We have a hexacopter running pixhawk 2.1 with DJI ESCs and motors (believe E300)

I have checked the balance along the three motor axis and it is very well balanced.

Otherwise it is quite symmetric, so I hope moments of inertia are balanced too.

What we see is that three motors (alternating, i.e. ones spinning in the same direction) are sent higher PWM than the other 3, consistently.

Here is an example log: https://logs.px4.io/plot_app?log=9eca6934-b657-4976-a32f-b2e56535f05f
It was for more or less stationary flight, just hovering in one place.
Note in ‘Actuator Outputs’ three lines separate from the other three.

Anyone seen this before?
Any ideas why this may be happening consistently?

PS: we are on 1.8.0

Calibrate your ESCs with a parallel (6-way clone) Servo leads using an RC radio … there was a post on this in the past, IIRC the esc_calib code had to change the timeout for DJI motors … saw this in earlier firmware with t-motor ESCs … anyhow, sounds like ESC calibration issue …

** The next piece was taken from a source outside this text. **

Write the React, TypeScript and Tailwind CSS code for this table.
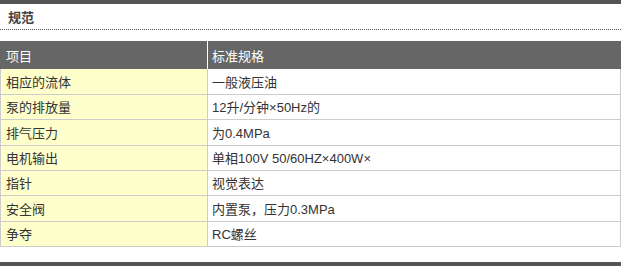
import React from "react";

const rows: { k: string; v: string; h: string }[] = [
  { k: "相应的流体", v: "一般液压油", h: "h-[26px]" },
  { k: "泵的排放量", v: "12升/分钟×50Hz的", h: "h-[25px]" },
  { k: "排气压力", v: "为0.4MPa", h: "h-[26px]" },
  { k: "电机输出", v: "单相100V 50/60HZ×400W×", h: "h-[25px]" },
  { k: "指针", v: "视觉表达", h: "h-[25px]" },
  { k: "安全阀", v: "内置泵，压力0.3MPa", h: "h-[26px]" },
  { k: "争夺", v: "RC螺丝", h: "h-[25px]" },
];

export default function App() {
  return (
    <div
      className="w-[621px] h-[266px] bg-white flex flex-col text-[13px] text-[#333]"
      style={{ fontFamily: '"Liberation Sans", "Noto Sans CJK SC", sans-serif' }}
    >
      <div className="h-[4px] bg-[#555555] shrink-0" />
      <div className="h-[25px] shrink-0 pl-[8px] pt-[5px] font-bold text-[13px] leading-[17px] text-[#444]">
        规范
      </div>
      <div className="h-[1px] shrink-0 border-b border-dotted border-[#555]" />
      <div className="h-[11px] shrink-0" />
      <div className="grid grid-cols-[208px_1fr] h-[28px] shrink-0 bg-[#666666] text-white">
        <div className="border-r border-white flex items-center pl-[6px] pt-[3px]">项目</div>
        <div className="flex items-center pl-[4px] pt-[3px]">标准规格</div>
      </div>
      <div className="border-l border-r border-[#cccccc] shrink-0">
        {rows.map((r) => (
          <div
            key={r.k}
            className={`grid grid-cols-[207px_1fr] border-b border-[#cccccc] ${r.h}`}
          >
            <div className="bg-[#ffffcc] border-r border-[#cccccc] flex items-center pl-[5px] pt-[2px]">
              {r.k}
            </div>
            <div className="flex items-center pl-[4px] pt-[2px]">{r.v}</div>
          </div>
        ))}
      </div>
      <div className="flex-1" />
      <div className="h-[4px] bg-[#555555] shrink-0" />
    </div>
  );
}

Hi, notice in the Actuators 0 plot how the yaw control signal is offset
https://logs.px4.io/plot_app?log=9eca6934-b657-4976-a32f-b2e56535f05f#Nav-Actuator-Controls-0

That could indicate imbalance in yaw, e.g. sometimes people tilt the motors to get some more yaw authority. If not all motors are tilted correctly or by the same amount you can get such imbalances. It could of course also be related to ESC calibration or differences in propeller performance.
I would start with the ESC calibration as a first step.

@jfd - we did run ESC calibration and we are on the latest firmware, so I do not think this is the issue.

@tumbili - I think that’s it - some rotors tilt! We started with standard DJI F550 frame, but then replaced arms which we took from another similar frame. But the screws did not go in perfectly on some arms. So I suspect some arms have 1-2 degree tilt and that would explain the yaw generated.